According to God’s Church Minister Ronald Weinland, the end times are upon us– again. His 2006 book “2008: God’s Final Witness” states that hundreds of millions of people will die, and by the end of 2006, “there will be a maximum time of two years remaining before the world will be plunged into the worst time of all human history.

By the fall of 2008, the United States will have collapsed as a world power, and no longer exist as an independent nation.” As the book notes, “Ronald Weinland places his reputation on the line as the end-time prophet of God.”

Harold Camping, 2011

In May 2011, radio preacher Harold Camping drew international media attention with his predictions that Judgment Day would come on May 21, kicked off by earthquakes around the globe and rapture of the faithful. According to Camping, this dreadful day would be followed by months of torment and the end of the world on October 21.

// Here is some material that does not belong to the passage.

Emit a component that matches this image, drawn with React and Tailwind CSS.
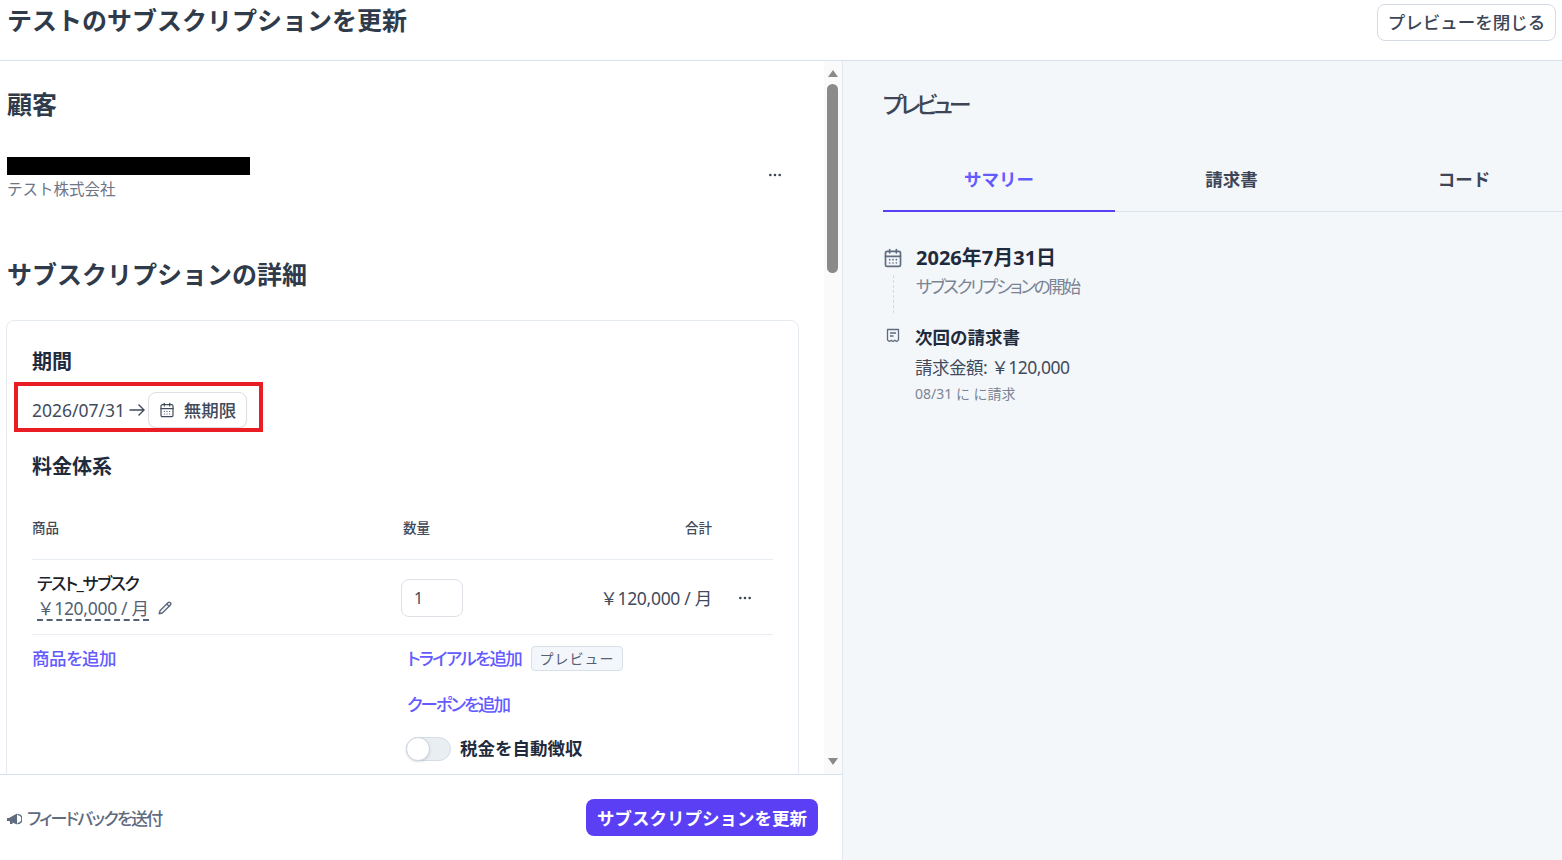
import React from "react";
import { CalendarDays, Pencil, Ellipsis } from "lucide-react";

const jp = { fontFamily: '"Noto Sans", "Noto Sans CJK JP", sans-serif' };

const ArrowIcon = () => (
  <svg width="16" height="14" viewBox="0 0 16 14" fill="none" stroke="#414b5c" strokeWidth="1.4" className="ml-[4px] mr-[3px]">
    <path d="M0.500 7h14.500M9.500 1.500 15 7l-5.500 5.500" />
  </svg>
);

const ReceiptIcon = () => (
  <svg width="14" height="15" viewBox="0 0 14 15" fill="none" stroke="#5f6b7e" strokeWidth="1.3">
    <path d="M1.5 1.5h11v10.500l-2 1.500-1.700-1.300-1.800 1.300-1.800-1.300-1.700 1.300-2-1.500z" strokeLinejoin="round" />
    <path d="M4 5h6M4 8h3.500" />
  </svg>
);

const MegaphoneIcon = () => (
  <svg width="15" height="12" viewBox="0 0 15 12" fill="#5f6b7e">
    <path d="M0 5h2l8-4.500v11L2 8H0z" />
    <path d="M10.500 1.500a4.500 4.500 0 0 1 0 9" fill="none" stroke="#5f6b7e" strokeWidth="1.600" />
    <rect x="3" y="8" width="2.500" height="3" />
  </svg>
);

const ScrollBar = () => (
  <div className="w-[18px] pr-[1px] shrink-0 flex flex-col items-center bg-[#fafafa]">
    <div className="h-[23px] flex items-center justify-center pt-[1px]">
      <div className="w-0 h-0 border-x-[5px] border-x-transparent border-b-[7px] border-b-[#8a8a8a]" />
    </div>
    <div className="w-[11px] h-[189px] rounded-full bg-[#8a8a8a]" />
    <div className="flex-1" />
    <div className="h-[24px] flex items-center justify-center pb-[1px]">
      <div className="w-0 h-0 border-x-[5px] border-x-transparent border-t-[7px] border-t-[#8a8a8a]" />
    </div>
  </div>
);

const App = () => {
  return (
    <div className="w-[1562px] h-[860px] overflow-hidden bg-white text-[#1f2b3d] flex flex-col" style={jp}>
      <header className="h-[61px] shrink-0 border-b border-[#d8e2ee] flex justify-between pl-[7px] pr-[6px]">
        <h1 className="text-[25px] leading-[40px] font-bold text-[#2f3a4a]">テストのサブスクリプションを更新</h1>
        <button className="mt-[4px] h-[37px] w-[179px] rounded-[8px] border border-[#d5dbe3] bg-white text-[17.500px] font-medium text-[#3c4657]">
          プレビューを閉じる
        </button>
      </header>

      <div className="flex-1 flex min-h-0">
        <div className="w-[843px] shrink-0 border-r border-[#e3e8ee] flex flex-col">
          <div className="h-[713px] shrink-0 flex overflow-hidden">
            <div className="flex-1 pl-[7px] pr-[7px] overflow-hidden">
              <h2 className="text-[25px] leading-[32px] font-bold mt-[27px] text-[#2f3a4a]">顧客</h2>
              <div className="mt-[37px] flex justify-between items-start">
                <div>
                  <div className="w-[243px] h-[18px] bg-black" />
                  <div className="text-[15.500px] leading-[24px] text-[#6c7686] mt-[2px]">テスト株式会社</div>
                </div>
                <Ellipsis size={16} className="mt-[10px] mr-[34px] text-[#3c4657]" />
              </div>
              <h2 className="text-[25px] leading-[32px] font-bold mt-[57px] text-[#2f3a4a]">サブスクリプションの詳細</h2>

              <div className="mt-[30px] -ml-[1px] w-[793px] h-[600px] rounded-[8px] border border-[#e6ebf1] px-[25px]">
                <h3 className="mt-[27px] text-[20px] leading-[28px] font-bold">期間</h3>
                <div className="relative mt-[16px] flex items-center h-[36px] text-[17.500px] text-[#414b5c]">
                  <span>2026/07/31</span>
                  <ArrowIcon />
                  <button className="h-[36px] w-[99px] flex items-center justify-center gap-[9px] rounded-[8px] border border-[#dcdfe4] bg-white text-[17.500px] font-medium shadow-[0_1px_1px_rgba(0,0,0,0.05)]">
                    <CalendarDays size={16} strokeWidth={1.800} />
                    無期限
                  </button>
                  <div className="absolute -left-[18px] -top-[10px] w-[249px] h-[50px] border-[4px] border-[#ea1c24]" />
                </div>

                <h3 className="mt-[25px] text-[20px] leading-[28px] font-bold">料金体系</h3>

                <div className="mt-[37px] h-[42px] border-b border-[#e8edf3] flex text-[13.500px] text-[#414b5c] font-medium">
                  <div className="w-[369px] leading-[20px]">商品</div>
                  <div className="w-[252px] leading-[20px] pl-[2px]">数量</div>
                  <div className="w-[59px] leading-[20px] text-right">合計</div>
                </div>

                <div className="h-[75px] pt-[2px] border-b border-[#e8edf3] flex items-center relative">
                  <div className="w-[369px] pl-[5px]">
                    <div className="text-[17px] leading-[24px] font-medium text-[#1a1f2b] [font-feature-settings:'palt'] tracking-[-1.400px] -mt-[2px]">テスト_サブスク</div>
                    <div className="flex items-center gap-[9px] h-[26px]">
                      <span className="text-[17.500px] leading-[22px] text-[#556175] border-b-2 border-dashed border-[#556175] tracking-[-0.300px]">￥120,000 / 月</span>
                      <Pencil size={14} strokeWidth={2.500} className="text-[#5f6b7e] -mt-[3px]" />
                    </div>
                  </div>
                  <div className="w-[62px] h-[38px] rounded-[8px] border border-[#dde1e7] flex items-center pl-[12px] text-[16px] text-[#414b5c]">1</div>
                  <div className="flex-1 text-right text-[17.500px] text-[#414b5c] tracking-[-0.300px] mr-[61px]">￥120,000 / 月</div>
                  <Ellipsis size={16} className="absolute right-[20px] text-[#3c4657]" />
                </div>

                <div className="flex">
                  <div className="w-[375px] text-[17.500px] leading-[24px] font-medium text-[#635bff] pt-[11px] [font-feature-settings:'palt'] tracking-[-0.400px]">
                    商品を追加
                  </div>
                  <div className="pt-[11px]">
                    <div className="flex items-center gap-[10px] h-[24px]">
                      <span className="text-[17.500px] font-medium text-[#635bff] [font-feature-settings:'palt'] tracking-[-1.700px]">トライアルを追加</span>
                      <span className="h-[25px] w-[92px] flex items-center justify-center rounded-[4px] border border-[#d8e0ea] bg-[#f3f6fa] text-[14px] text-[#556175] tracking-[1px]">プレビュー</span>
                    </div>
                    <div className="mt-[22px] text-[17.500px] leading-[24px] font-medium text-[#635bff] [font-feature-settings:'palt'] tracking-[-2.100px]">クーポンを追加</div>
                    <div className="mt-[21px] -ml-[1px] flex items-center gap-[9px]">
                      <div className="w-[45px] h-[24px] rounded-full bg-[#e9eef3] border border-[#d5dde7] relative">
                        <div className="absolute -left-[1px] -top-[1px] w-[24px] h-[24px] rounded-full bg-white border border-[#cdd5df] shadow-sm" />
                      </div>
                      <span className="text-[17.500px] font-bold -mt-[2px]">税金を自動徴収</span>
                    </div>
                  </div>
                </div>
              </div>
            </div>
            <ScrollBar />
          </div>

          <div className="flex-1 border-t border-[#d8e2ee] flex items-center justify-between pl-[7px] pr-[24px]">
            <div className="flex items-center gap-[5px] pt-[2px] text-[17px] font-medium text-[#5f6b7e] [font-feature-settings:'palt'] tracking-[-1.700px]">
              <MegaphoneIcon />
              フィードバックを送付
            </div>
            <button className="w-[232px] h-[37px] pt-[2px] rounded-[8px] bg-[#5a3ff5] text-white text-[17.500px] font-bold">
              サブスクリプションを更新
            </button>
          </div>
        </div>

        <div className="flex-1 bg-[#f4f7fa] pl-[40px] overflow-hidden">
          <h2 className="mt-[26px] text-[23px] leading-[34px] font-medium text-[#3c4657] [font-feature-settings:'palt'] tracking-[-4px]">プレビュー</h2>

          <div className="mt-[34px] h-[57px] grid grid-cols-[232px_233px_232px] border-b border-[#dde3ea]">
            <div className="border-b-2 border-[#5a3ff5] h-[57px] flex justify-center pt-[12px] text-[17.500px] leading-[24px] font-bold text-[#635bff]">サマリー</div>
            <div className="flex justify-center pt-[12px] text-[17.500px] leading-[24px] font-bold text-[#3c4657]">請求書</div>
            <div className="flex justify-center pt-[12px] text-[17.500px] leading-[24px] font-bold text-[#3c4657]">コード</div>
          </div>

          <div className="mt-[32px] flex">
            <div className="w-[33px] shrink-0 flex flex-col items-start pt-[4px]">
              <CalendarDays size={20} strokeWidth={2} className="text-[#5f6b7e]" />
              <div className="ml-[10px] mt-[7px] h-[38px] border-l border-dashed border-[#d5dae1]" />
            </div>
            <div>
              <div className="text-[20px] leading-[28px] font-bold text-[#1f2b3d]">2026年7月31日</div>
              <div className="text-[17.500px] leading-[28px] text-[#7a8494] [font-feature-settings:'palt'] tracking-[-2.300px]">サブスクリプションの開始</div>
            </div>
          </div>

          <div className="mt-[11px] flex">
            <div className="w-[32px] shrink-0 pl-[3px] pt-[4px]">
              <ReceiptIcon />
            </div>
            <div>
              <div className="text-[17.500px] leading-[26px] font-bold text-[#1f2b3d]">次回の請求書</div>
              <div className="mt-[3px] text-[17.500px] leading-[28px] text-[#414b5c] tracking-[-0.500px]">請求金額: ￥120,000</div>
              <div className="mt-[2px] text-[14px] leading-[22px] text-[#7a8494]">08/31 に に請求</div>
            </div>
          </div>
        </div>
      </div>
    </div>
  );
};

export default App;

When May 21 passed quietly, Camping retreated from the limelight for a brief time before announcing that Judgment Day had, in fact, come and gone on that date. Instead of physical earthquakes, Camping wrote on his radio station’s website, Family Radio, May 21 brought spiritual earthquakes, and God completed judging souls. Now Camping contends that the end of the world will indeed come on October 21, albeit quietly and without fire and brimstone.

In the end, all I can say is there are many gullible people out there, there will always be such prophecies filled with false claims, and people shouldn’t go on believing everything they hear. As is written in Matthew 24:36, “No one knows about that day or hour, not even the angels in heaven …”. People should be leaders of God rather than followers of men.